Was mich persönlich betrifft, kann ich zu der Geschichte nichts sagen. Da ich an Politik - und besonders an der, die eh' schon vorüber ist - nicht interessiert bin, finde ich solche Geschichten eher langweilig. Doch es wird sich mit Sicherheit ein Publikum finden, wenn erst einmal die entsprechenden Leute auf deine Geschichte aufmerksam geworden sind. Wende dich beispielsweise an Reiner, an Zaza, an Alpha D'Droma etc., die sind echte Profis und geben sich mit dem ab, was ich für mich selbst, Freundin der leichten Unterhaltungsliteratur, als "schwerverdaulich" bezeichnen möchte.

Hoffe, ich konnte dir helfen. Viel Spass noch beim Schreiben.

Pip

[Beitrag editiert von: Pipilasovskaya am 04.04.2002 um 08:15]

 

Hallo Dominik,
ich habe Deine Geschichte damals gleich nach dem Posten gelesen. Allerdings habe ich keine Antwort zu ihr erstellt, da ich genauso wenig wie meine Vorredner verstanden habe worum es geht.
Dein Kommentar unter der Geschichte erklärt zumindestens die merkwürdige Uhrzeit "19.91 Uhr", aber ansonsten wäre ich nie darauf gekommen, dass es sich um eine Methaper über die politischen Verhältnisse in der Schweiz handelt. Leider bin ich über diese auch fast nahezu unbewandert.

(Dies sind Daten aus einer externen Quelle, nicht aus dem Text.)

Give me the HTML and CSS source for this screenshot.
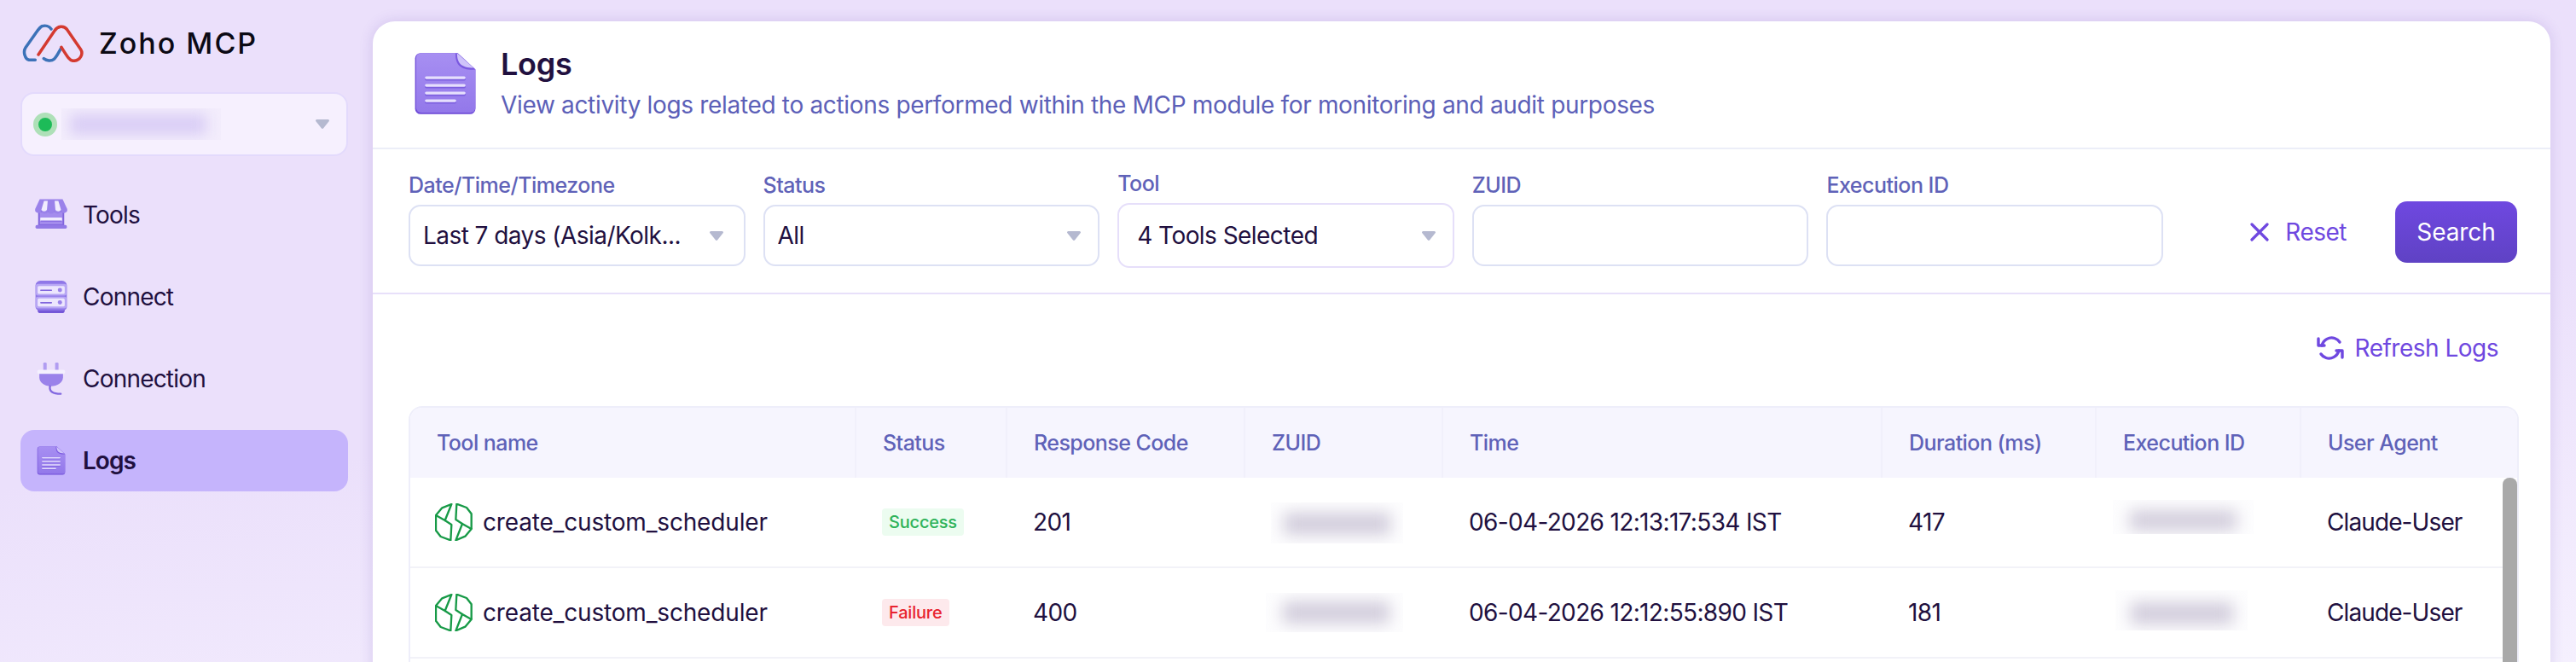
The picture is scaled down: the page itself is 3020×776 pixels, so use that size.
FILE: index.html
```html
<!DOCTYPE html>
<html lang="en">
<head>
<meta charset="utf-8">
<title>Zoho MCP - Logs</title>
<link rel="stylesheet" href="styles.css">
</head>
<body>
<svg class="defs" width="0" height="0" aria-hidden="true">
  <defs>
    <linearGradient id="gDoc" x1="0" y1="0" x2="0" y2="1"><stop offset="0" stop-color="#a78ff2"/><stop offset="1" stop-color="#9378ea"/></linearGradient>
    <symbol id="docIcon" viewBox="40 60 230 233">
      <path fill="#6f4cd8" d="M65 65H200L265 125V268a20 20 0 0 1-20 20H65a20 20 0 0 1-20-20V85a20 20 0 0 1 20-20z"/>
      <path fill="url(#gDoc)" d="M67 65H200L265 125V264a18 18 0 0 1-18 18H67a18 18 0 0 1-18-18V83a18 18 0 0 1 18-18z"/>
      <path fill="#7a58e0" d="M192 66c0 40 16 60 64 60l9-1-65-60z"/>
      <path fill="#cfc3fa" d="M198 65c0 36 14 53 60 54z"/>
      <g stroke-linecap="round" fill="none" stroke-width="11" stroke="#7d5fe0"><path d="M86 160H224M86 188H224M86 216H224M86 244H190"/></g>
      <g stroke-linecap="round" fill="none" stroke-width="10" stroke="#e6dffd"><path d="M86 155H224M86 183H224M86 211H224M86 239H190"/></g>
    </symbol>
    <symbol id="toolIcon" viewBox="0 0 122 122">
      <path fill="#8064dc" d="M12 45H110V106H12z"/>
      <path fill="#a48ced" d="M18 50H104V96H18z"/>
      <rect x="20" y="71" width="82" height="12" rx="2" fill="#f1ecfe"/>
      <path d="M22 84H100" stroke="#7d5fe0" stroke-width="3"/>
      <rect x="2" y="99" width="118" height="13" rx="5" fill="#9279e6"/>
      <path fill="#9a82ea" d="M18 2H104L121 38a12 12 0 0 1-24 6 12 12 0 0 1-24 0 12 12 0 0 1-24 0 12 12 0 0 1-24 0A12 12 0 0 1 1 38z"/>
      <path fill="#f1ecfe" d="M34 8H48L45 42a12 10 0 0 1-21 0zM74 8H88L98 42a12 10 0 0 1-21 0z"/>
    </symbol>
    <symbol id="serverIcon" viewBox="0 0 122 122">
      <path fill="#7558d8" d="M10 100H112V112a10 10 0 0 1-10 10H20a10 10 0 0 1-10-10z"/>
      <path fill="#8f77e8" d="M20 0H102A18 18 0 0 1 120 18V98a14 14 0 0 1-14 14H16A14 14 0 0 1 2 98V18A18 18 0 0 1 20 0z"/>
      <rect x="2" y="12" width="118" height="44" rx="10" fill="#b7a6f4"/>
      <rect x="2" y="60" width="118" height="44" rx="10" fill="#b7a6f4"/>
      <rect x="10" y="20" width="102" height="30" rx="5" fill="#ece6fd"/>
      <rect x="10" y="67" width="102" height="30" rx="5" fill="#ece6fd"/>
      <path d="M22 36H62M22 83H62" stroke="#8064dc" stroke-width="5" stroke-linecap="round"/>
      <circle cx="94" cy="35" r="8" fill="#9a82ea"/><circle cx="94" cy="82" r="8" fill="#9a82ea"/>
    </symbol>
    <symbol id="plugIcon" viewBox="0 0 100 115">
      <rect x="22" y="0" width="12" height="30" rx="4" fill="#b19df1"/>
      <rect x="64" y="0" width="12" height="30" rx="4" fill="#b19df1"/>
      <path fill="#9a82ea" d="M8 36H92V52C92 70 72 84 49 84S8 70 8 52z"/>
      <rect x="1" y="26" width="98" height="14" rx="5" fill="#f4f0fe"/>
      <path d="M46 84C42 102 56 111 84 111" fill="none" stroke="#8268e0" stroke-width="7" stroke-linecap="round"/>
    </symbol>
    <symbol id="toolMark" viewBox="30 30 132 132">
      <g fill="none" stroke="#179a47" stroke-width="7" stroke-linejoin="round">
        <path d="M88 33L55 46L33 72L65 90z"/>
        <path d="M33 72V125L50 147L85 160L88 105L65 90"/>
        <path d="M103 160L136 146L158 120L126 102z"/>
        <path d="M158 120V67L141 45L106 32L103 87L126 102"/>
      </g>
    </symbol>
    <symbol id="caret" viewBox="0 0 16 11">
      <path d="M1.500 0H14.500a1.400 1.400 0 0 1 1.100 2.300L9.200 10.200a1.600 1.600 0 0 1-2.400 0L.4 2.300A1.400 1.400 0 0 1 1.500 0z" fill="currentColor"/>
    </symbol>
  </defs>
</svg>

<div class="app">
  <aside class="sidebar">
    <div class="brand">
      <svg class="logo" viewBox="48 54 216 135" fill="none" stroke-width="10.500" stroke-linecap="round" stroke-linejoin="round">
        <path stroke="#3c72b8" d="M150 72C143 62 130 58 118 62C110 66 104 75 96 86L60 137C50 152 58 178 72 181L94 181"/>
        <path stroke="#3c72b8" d="M124 176C134 184 150 186 160 178C170 170 178 150 186 138"/>
        <path stroke="#d43a30" d="M105 162L162 78C172 62 194 58 206 74L254 144C264 160 252 184 228 184C216 184 208 172 186 136"/>
      </svg>
      <span class="brand-name">Zoho MCP</span>
    </div>

    <div class="org-select">
      <span class="status-dot"></span>
      <span class="org-blur"><span class="org-blob"></span></span>
      <svg class="caret org-caret"><use href="#caret"/></svg>
    </div>

    <nav class="nav">
      <a class="nav-item"><svg class="nav-icon"><use href="#toolIcon"/></svg><span>Tools</span></a>
      <a class="nav-item"><svg class="nav-icon"><use href="#serverIcon"/></svg><span>Connect</span></a>
      <a class="nav-item"><svg class="nav-icon plug"><use href="#plugIcon"/></svg><span>Connection</span></a>
      <a class="nav-item active"><svg class="nav-icon doc"><use href="#docIcon"/></svg><span>Logs</span></a>
    </nav>
  </aside>

  <main class="card">
    <header class="page-head">
      <svg class="page-icon"><use href="#docIcon"/></svg>
      <div class="page-text">
        <h1>Logs</h1>
        <p>View activity logs related to actions performed within the MCP module for monitoring and audit purposes</p>
      </div>
    </header>

    <section class="filters">
      <div class="field">
        <label>Date/Time/Timezone</label>
        <div class="control control-date"><span>Last 7 days (Asia/Kolk...</span><svg class="caret"><use href="#caret"/></svg></div>
      </div>
      <div class="field">
        <label>Status</label>
        <div class="control"><span>All</span><svg class="caret"><use href="#caret"/></svg></div>
      </div>
      <div class="field field-focus">
        <label>Tool</label>
        <div class="control"><span>4 Tools Selected</span><svg class="caret"><use href="#caret"/></svg></div>
      </div>
      <div class="field">
        <label>ZUID</label>
        <div class="control"></div>
      </div>
      <div class="field">
        <label>Execution ID</label>
        <div class="control"></div>
      </div>
      <div class="actions">
        <button class="reset" type="button">
          <svg class="reset-x" viewBox="0 0 22 22" fill="none" stroke="#6f48e0" stroke-width="3.200" stroke-linecap="round"><path d="M2 2L20 20M20 2L2 20"/></svg>
          Reset
        </button>
        <button class="search" type="button">Search</button>
      </div>
    </section>

    <section class="results">
      <div class="refresh-bar">
        <button class="refresh" type="button">
          <svg class="refresh-icon" viewBox="0 0 32 30" fill="none" stroke="#6f48e0" stroke-width="3.400" stroke-linecap="round" stroke-linejoin="round">
            <path d="M6 12C8 5 15 1.500 21 3.500C24 4.500 26 6.500 27 8"/>
            <path d="M26 18C24 25 17 28.500 11 26.500C8 25.500 6 23.500 5 22"/>
            <path d="M2 4V12H9"/>
            <path d="M30 26V18H23"/>
          </svg>
          Refresh Logs
        </button>
      </div>

      <div class="table">
        <div class="row head">
          <div>Tool name</div><div>Status</div><div>Response Code</div><div>ZUID</div><div>Time</div><div>Duration (ms)</div><div>Execution ID</div><div>User Agent</div>
        </div>
        <div class="row">
          <div class="tool"><svg class="tool-mark"><use href="#toolMark"/></svg>create_custom_scheduler</div>
          <div><span class="badge ok">Success</span></div>
          <div>201</div>
          <div><span class="redact zuid-a"><span class="blob"></span></span></div>
          <div>06-04-2026 12:13:17:534 IST</div>
          <div>417</div>
          <div><span class="redact exec-a"><span class="blob"></span></span></div>
          <div class="agent">Claude-User</div>
        </div>
        <div class="row">
          <div class="tool"><svg class="tool-mark"><use href="#toolMark"/></svg>create_custom_scheduler</div>
          <div><span class="badge bad">Failure</span></div>
          <div>400</div>
          <div><span class="redact zuid-b"><span class="blob"></span></span></div>
          <div>06-04-2026 12:12:55:890 IST</div>
          <div>181</div>
          <div><span class="redact exec-b"><span class="blob"></span></span></div>
          <div class="agent">Claude-User</div>
        </div>
        <div class="row"></div>
        <div class="scroll-thumb"></div>
      </div>
    </section>
  </main>
</div>
</body>
</html>
```

FILE: styles.css
```css
* { box-sizing: border-box; }
html, body { margin: 0; height: 776px; overflow: hidden; }
body {
  font-family: "Inter", "Liberation Sans", sans-serif;
  color: #21103f;
  background: linear-gradient(175deg, #ebe0fb 0%, #ebe0fb 55%, #f5f0fe 100%);
}
.defs { position: absolute; }
.app { display: flex; height: 776px; overflow: hidden; }

/* Sidebar */
.sidebar { width: 437px; flex: none; padding: 28px 29px 0 24px; }
.brand { display: flex; align-items: center; gap: 18px; height: 45px; margin-left: 2px; }
.logo { width: 72px; height: 45px; flex: none; }
.brand-name { font-size: 34px; font-weight: 500; letter-spacing: 2px; color: #0c0a14; }
.org-select {
  display: flex; align-items: center;
  height: 75px; margin-top: 35px; padding: 0 20px 0 13px;
  background: #f6f0fe; border: 2px solid #e3dafc; border-radius: 16px;
}
.status-dot {
  width: 28px; height: 28px; flex: none; border-radius: 50%;
  background: #1dbb58; border: 6px solid #aee0b8;
}
.org-blur { display: block; width: 187px; height: 37px; margin-left: 5px; overflow: hidden; background: #f3edfc; }
.org-blob { display: block; width: 160px; height: 24px; margin: 7px 0 0 10px; background: #d9cdf5; filter: blur(8px); }
.org-caret { margin-left: auto; }
.caret { width: 16px; height: 11px; flex: none; color: #b5b9d0; }

.nav { display: flex; flex-direction: column; gap: 24px; margin-top: 33px; }
.nav-item {
  display: flex; align-items: center; gap: 18px;
  height: 72px; padding-left: 17px;
  font-size: 28px; letter-spacing: -.8px; color: #21103f; border-radius: 16px;
}
.nav-icon { width: 38px; height: 38px; flex: none; }
.nav-icon.plug { width: 34px; margin: 0 2px; }
.nav-icon.doc { width: 34px; margin: 0 2px; }
.nav-item.active { background: #c5b4fc; font-weight: 600; letter-spacing: -1px; }

/* Card */
.card {
  flex: 1; min-width: 0;
  margin: 25px 30px 0 0;
  height: 900px;
  background: #fff; border-radius: 26px 26px 0 0;
  box-shadow: 0 0 16px rgba(96, 60, 170, .18);
}
.page-head {
  display: flex; align-items: flex-start; gap: 28px;
  height: 150px; padding: 35px 0 0 48px;
  border-bottom: 2px solid #eceef8;
}
.page-icon { width: 74px; height: 76px; flex: none; }
.page-text { margin-top: -5px; }
.page-text h1 { margin: 0; font-size: 36px; line-height: 40px; font-weight: 600; letter-spacing: -.3px; color: #21103f; }
.page-text p { margin: 10px 0 0; font-size: 28px; line-height: 36px; letter-spacing: -.33px; color: #5c60b8; }

.filters {
  display: flex; align-items: flex-start; gap: 21px;
  height: 170px; padding: 30px 0 0 42px;
  border-bottom: 2px solid #e8e0fa;
}
.field { width: 394.600px; flex: none; }
.field label { display: block; height: 35px; margin-top: -2px; padding-bottom: 2px; font-size: 25px; line-height: 28px; font-weight: 500; letter-spacing: -.5px; color: #5f62b8; }
.control {
  display: flex; align-items: center; justify-content: space-between;
  height: 72px; margin-top: 2px; padding: 0 20px 0 15px;
  border: 2px solid #dde1f4; border-radius: 14px;
  font-size: 28px; letter-spacing: -.55px; color: #21103f;
}
.control-date { padding-right: 24px; }
.field-focus label { margin-top: -4px; }
.field-focus .control { height: 76px; border-color: #e6dffa; padding-left: 21px; }
.actions { display: flex; align-items: center; margin-left: auto; margin-right: 39px; padding-top: 31px; }
.reset, .refresh {
  display: flex; align-items: center;
  padding: 0; border: 0; background: none;
  font: inherit; font-size: 28px; letter-spacing: -.5px; color: #6f48e0;
}
.reset { gap: 19px; margin-right: 57px; }
.reset-x { width: 22px; height: 22px; }
.search {
  width: 143px; height: 72px; padding: 0;
  border: 0; border-radius: 14px;
  background: linear-gradient(#6f48e0, #5f42c4);
  font: inherit; font-size: 28px; letter-spacing: -.1px; color: #fff;
}

/* Results */
.results { padding: 0 37px 0 42px; }
.refresh-bar { display: flex; justify-content: flex-end; height: 131px; padding: 47px 24px 0 0; }
.refresh { gap: 13px; height: 32px; }
.refresh-icon { width: 32px; height: 30px; }

.table {
  position: relative; overflow: hidden;
  border: 2px solid #eeeefa; border-bottom: 0; border-radius: 16px 16px 0 0;
}
.row {
  display: grid;
  grid-template-columns: 523px 177px 279px 232px 515px 251px 240px 253px;
  height: 106px;
  border-bottom: 2px solid #f2f2f8;
  font-size: 28px; letter-spacing: -.65px; color: #21103f;
}
.row > div { display: flex; align-items: center; padding-left: 30px; min-width: 0; white-space: nowrap; }
.row.head {
  height: 82px; border-bottom: 0;
  background: #f6f5fe; font-size: 25px; font-weight: 500; letter-spacing: -.55px; color: #5f62b8;
}
.row.head > div { padding-left: 31px; border-right: 2px solid #f1f0fb; }
.row.head > div:last-child { border-right: 0; }
.row .tool { padding-left: 29px; gap: 12px; letter-spacing: -.17px; }
.row .agent { letter-spacing: -.9px; }
.tool-mark { width: 44px; height: 44px; flex: none; }
.badge {
  display: inline-block; height: 32px; padding: 0 8px;
  border-radius: 4px; font-size: 20px; line-height: 32px; font-weight: 500; letter-spacing: -.2px;
}
.badge.ok { background: #ecfcf0; color: #2fb35a; }
.badge.bad { background: #fde9ec; color: #e8232f; }
.redact { display: block; overflow: hidden; background: #fdfdfe; }
.blob { display: block; background: #d2cddc; filter: blur(9px); }
.zuid-a { width: 155px; height: 48px; margin-top: 2px; }
.zuid-b { width: 161px; height: 46px; margin: 0 0 0 -6px; }
.zuid-a .blob { width: 125px; height: 26px; margin: 12px 0 0 15px; }
.zuid-b .blob { width: 125px; height: 26px; margin: 10px 0 0 20px; }
.exec-a { width: 165px; height: 40px; margin: -12px 0 0 -11px; }
.exec-b { width: 155px; height: 47px; margin: -5px 0 0 -8px; }
.exec-a .blob { width: 125px; height: 24px; margin: 12px 0 0 20px; }
.exec-b .blob { width: 120px; height: 26px; margin: 14px 0 0 18px; }
.scroll-thumb {
  position: absolute; top: 82px; right: 0;
  width: 17px; height: 300px;
  background: #a9a9a9; border-radius: 8px 8px 0 0;
}
```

Sagen kann ich Dir aber auf jeden Fall, dass Du einen sicheren Stil zu schreiben hast und dass mir einige Formulierungen sehr gut gefallen haben. Einige wenige Rechtschreibfehler stören nicht den Lesefluss.
Da ich aber nach wie vor null Ahnung habe was diese Geschichte aussagen soll, gefällt sie mir nicht so gut.

Ja, diese Geschichte hinterlässt bei mir ein großes Fragezeichen, daher bin ich eigentlich auch für die Verschiebung in "Seltsam" oder bitte um die Aufklärung. Für "Gesellschaft" halte ich es nicht für besonders sinnvoll, die gesellschaftliche Aussage so zu verpacken, dass sie keiner mehr versteht, sonst bekommst du eben diese Reaktion:

begreift mann/frau nicht, dass es sich um eine metapher zur politschen entwicklung 1991-2003 in
der schweiz handelt
Tja, warten wir am besten auf Deine Aufklärung oder auf eine andere Person, die verstanden hat worum es geht.

Ansonsten kann ich Dir raten auch Geschichten anderer Autoren zu kommentieren. Man schreibt eher eine Antwort auf die Geschichte eines Mitglieds, von dem man auch schon eine Resonanz erfahren hat.

Ugh

 

zur klaerung:
Das Bahnhofbuffet = der Staat
Der Barkeeper = der Buerger

...der Barkeeper bleibt Souveraen
der Souveraen = das Volk, der Buerger
...bittet Gott um Neutralitaet, immerwaehrende Neutralitaet der Schweiz, Wiener Kongress 1815

Der Erste = der Sozialdemokrat, spaeter: der Untergrundkaempfer (rot-schwarzer Zombie mit wehendem Inifada-Schahl verschwindet im Untergrund)

...der Erste mitte-links,..
...ein hoffungslos verkeiltes Schachspiel...
Komromisspolitik
der 3. Weg hat sich vom Ziel des freiheitlichen Sozialismus entfernt, reine Machtpolitik

allegemein eine Person, die nicht weiss was sie will, sein Glas ist halb leer

Der Zweite = der Neoliberale
sehr selbstsicher, weiss was er will. kalt, ruecksichtslos
tritt 1991 zum ersten Mal auf, errichtet 2003 eine Diktatur des Kapitals ( er wirft den Koenig des Ersten wie den des Zweiten um)

Ich hoffe, ich konnte damit etwas Licht ins dunkel bringen, die Interpretation moechte ich aber trotzallem noch dem Leser ueberlassen. Vielen Dank fuer deine Tipps.

Die Geschichte koennte mit einigen Veraenderungen sicher auch auf Deutschland uebertragen werden.

 

Hallo dominik!

Sprachlich hat mir Deine Geschichte gut gefallen, leider habe ich sie nicht entschlüsseln können (bin politisch etwa so fit wie ein Gummiboot). Nachdem Du das netterweise getan hast, muß ich sagen, daß mich die Metaphorik der Geschichte beeindruckt hat. Du schreibst sehr zielsicher, hast ein gutes Gespür dafür, welches Bild wohin paßt. Laß Dich nicht davon entmutigen, daß wir sie nicht verstanden haben, die Geschichte ist trotzdem gut!